If it was a terrible swift sword, NBC brought it down more swiftly than the other two networks. At 8:15 last night, NBC News was first to declare an end to the Carter administration and to project Ronald Reagan as the 40th president of the United States.
That was with only 5 percent of the vote counted, but NBC News had done some gun-jumping even earlier. John Chancellor began the NBC Nightly News by saying that according to an NBC-Associated Press poll, "Ronald Reagan appears to be headed for a substantial victory." On the CBS evening news, Walter Cronkite said, "The smell of victory is in the air for Ronald Reagan," and on ABC's World News Tonight, Frank Reynolds said cautiously, "It appears that" Reagan was ahead.
NBC News had the itchiest trigger finger when it came to projecting winners. As of 8:30, NBC had called 18 states, ABC 11, and CBS only 9. ABC's Ted Koppel seemed to be responding to the NBC runaway when he explained to viewers that ABC wouldn't call any state until the polls had closed there. NBC was making its projections on the basis of exit polls conducted at voting sites.
Everyone seemed a bit surprised at the strength and tenacity of Reagan's lead, which sent the network news departments bursting out of their starting gates earlier in the evening than they may have expected. On ABC shortly after 7 p.m., Sander Vanocur reported from Democratic headquarters, "You can't sense any mood of great gaiety in this room right now." A few minutes later, Cronkite was reporting "An early Reagan lead tonight in all sections of the country."
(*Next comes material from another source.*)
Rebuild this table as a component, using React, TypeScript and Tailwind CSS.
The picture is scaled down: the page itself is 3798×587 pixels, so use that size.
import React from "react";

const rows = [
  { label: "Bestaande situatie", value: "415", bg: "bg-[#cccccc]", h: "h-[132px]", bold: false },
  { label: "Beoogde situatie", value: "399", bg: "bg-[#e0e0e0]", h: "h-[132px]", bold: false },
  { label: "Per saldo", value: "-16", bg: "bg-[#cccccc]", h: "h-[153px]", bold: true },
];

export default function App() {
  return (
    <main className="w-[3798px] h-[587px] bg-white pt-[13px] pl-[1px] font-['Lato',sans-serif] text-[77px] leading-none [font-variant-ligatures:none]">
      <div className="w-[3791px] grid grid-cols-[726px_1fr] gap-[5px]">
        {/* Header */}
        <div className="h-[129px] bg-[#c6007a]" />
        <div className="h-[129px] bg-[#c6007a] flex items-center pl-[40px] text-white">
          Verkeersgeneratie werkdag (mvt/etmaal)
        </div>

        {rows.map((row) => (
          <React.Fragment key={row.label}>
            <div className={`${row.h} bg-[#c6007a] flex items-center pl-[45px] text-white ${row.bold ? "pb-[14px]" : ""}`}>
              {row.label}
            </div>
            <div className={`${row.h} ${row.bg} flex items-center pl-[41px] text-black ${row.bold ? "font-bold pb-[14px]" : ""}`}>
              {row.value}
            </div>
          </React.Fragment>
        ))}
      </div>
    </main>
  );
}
Thus Dan Rather seemed to be overly diffident a few moments later when he said, "The Jimmy Carter forces have to be hearing faintly the first whispers of the ax."
In some respects it was the night of the two gippers: Ronald Reagan, ushering in his own new era, and the incomparable Walter Cronkite, ushering himself out for what had been announced as his last fling at reporting presidential returns. Although NBC News may have been first to hand the country over to Reagan, it wouldn't seem quite official until Cronkite confirmed the results himself.
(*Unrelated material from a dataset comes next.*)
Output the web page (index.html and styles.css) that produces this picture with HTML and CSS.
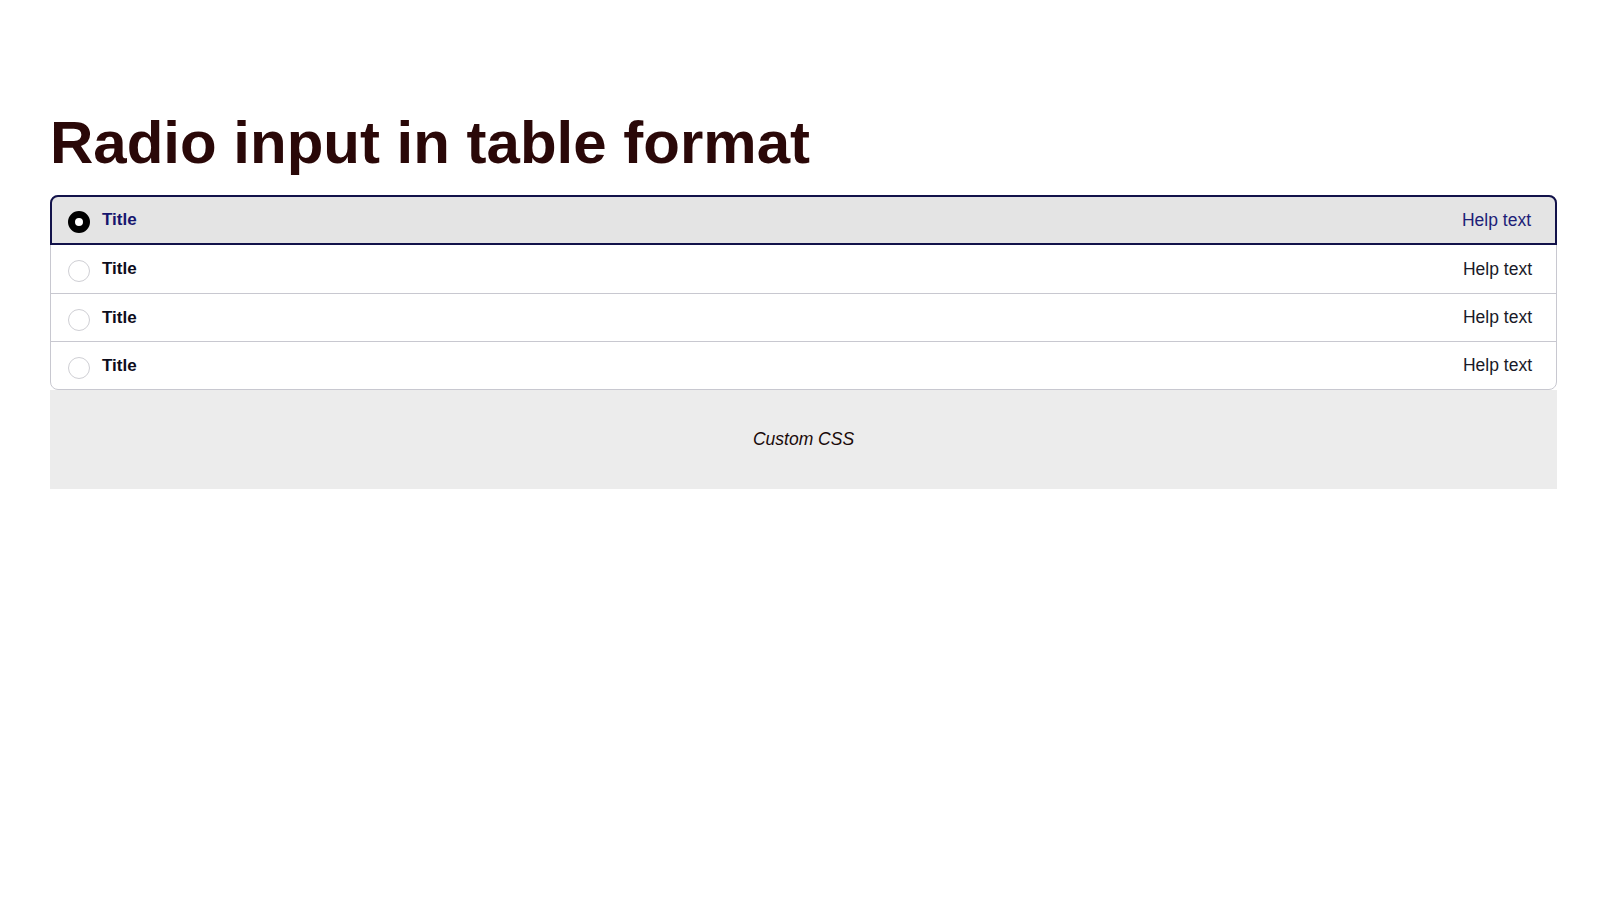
FILE: index.html
```html
<!DOCTYPE html>
<html lang="en">
<head>
<meta charset="utf-8">
<title>Radio input in table format</title>
<link rel="stylesheet" href="styles.css">
</head>
<body>
<main class="page">
  <h1 class="heading">Radio input in table format</h1>
  <fieldset class="list">
    <label class="row selected">
      <input class="radio" type="radio" name="opt" checked>
      <span class="title">Title</span>
      <span class="help">Help text</span>
    </label>
    <label class="row">
      <input class="radio" type="radio" name="opt">
      <span class="title">Title</span>
      <span class="help">Help text</span>
    </label>
    <label class="row">
      <input class="radio" type="radio" name="opt">
      <span class="title">Title</span>
      <span class="help">Help text</span>
    </label>
    <label class="row">
      <input class="radio" type="radio" name="opt">
      <span class="title">Title</span>
      <span class="help">Help text</span>
    </label>
  </fieldset>
  <div class="custom">Custom CSS</div>
</main>
</body>
</html>
```

FILE: styles.css
```css
* { box-sizing: border-box; }
html, body { margin: 0; padding: 0; background: #fff; }
body { font-family: "Liberation Sans", Arial, sans-serif; color: #111; }

.page {
  padding: 108px 49px 0 50px;
}

.heading {
  margin: 0 0 18px 0;
  font-size: 60px;
  line-height: 69px;
  font-weight: 700;
  color: #2a0808;
}

.list {
  margin: 0;
  padding: 0;
  min-width: 0;
  border: 1px solid #c8c8d0;
  border-radius: 8px;
  display: flex;
  flex-direction: column;
}

.row {
  display: flex;
  align-items: center;
  height: 48px;
  padding: 0 24px 0 17px;
  border-top: 1px solid #c8c8d0;
  cursor: pointer;
}

.row.selected {
  height: 50px;
  margin: -1px -1px 0 -1px;
  padding: 0 24px 0 16px;
  border: 2px solid #12124a;
  border-radius: 8px 8px 0 0;
  background: #e4e4e4;
}

.row.selected + .row { border-top: none; }

.radio {
  appearance: none;
  -webkit-appearance: none;
  margin: 4px 12px 0 0;
  width: 22px;
  height: 22px;
  flex: none;
  border-radius: 50%;
  border: 1px solid #cfcfd4;
  background: #fff;
}

.radio:checked {
  border: 7px solid #000;
  background: #fff;
}

.title {
  font-size: 17px;
  font-weight: 700;
  color: #0d0d1c;
}

.help {
  margin-left: auto;
  font-size: 17.5px;
  color: #1a1a28;
}

.selected .title { color: #16166e; }
.selected .help { color: #1e1e78; }

.custom {
  height: 99px;
  display: flex;
  align-items: center;
  justify-content: center;
  background: #ececec;
  font-style: italic;
  font-size: 17.5px;
  color: #1a0a0a;
}
```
With Rather, his successor, Cronkite seemed a trifle testy. After Cronkite reported that Carter learned Monday night he couldn't win, Rather came on with some detail on that story. When he finished, Cronkite asked him, "What time was that?" Rather, looking flustered, said "Uh, last night." Cronkite replied, "Same report then, huh?" and moved on brusquely to other matters.
But to reporters like Bill Plante, Cronkite would make supportive remarks, like "Carry on." He was the grand old coach urging his team to one last victory and casting a disgruntled glance over his shoulder at his own replacement. Maybe this was more dramatic than the decline and fall of Jimmy Carter.
NBC News, for all its computer wizardry, seemed hampered on the air by the limited participation of veteran David Brinkley, recovering from a gall bladder operation. ABC News had the best display of information on the screen, but all three networks were dazzling in their rapid display of data -- not only vote totals, but quick fixes on why people voted the way they did, how inflation figured in their decisions, which candidates they distrusted the least, and so on.
Among the livelier performers was ABC's Koppel. When Mary Louise Foust lost the Kentucky Senate race early in the evening to Wendell Ford, Koppel said that Foust had vowed she was only going to spend $100 on her campaign. "It looks as though she might have spent 95 too many," he added.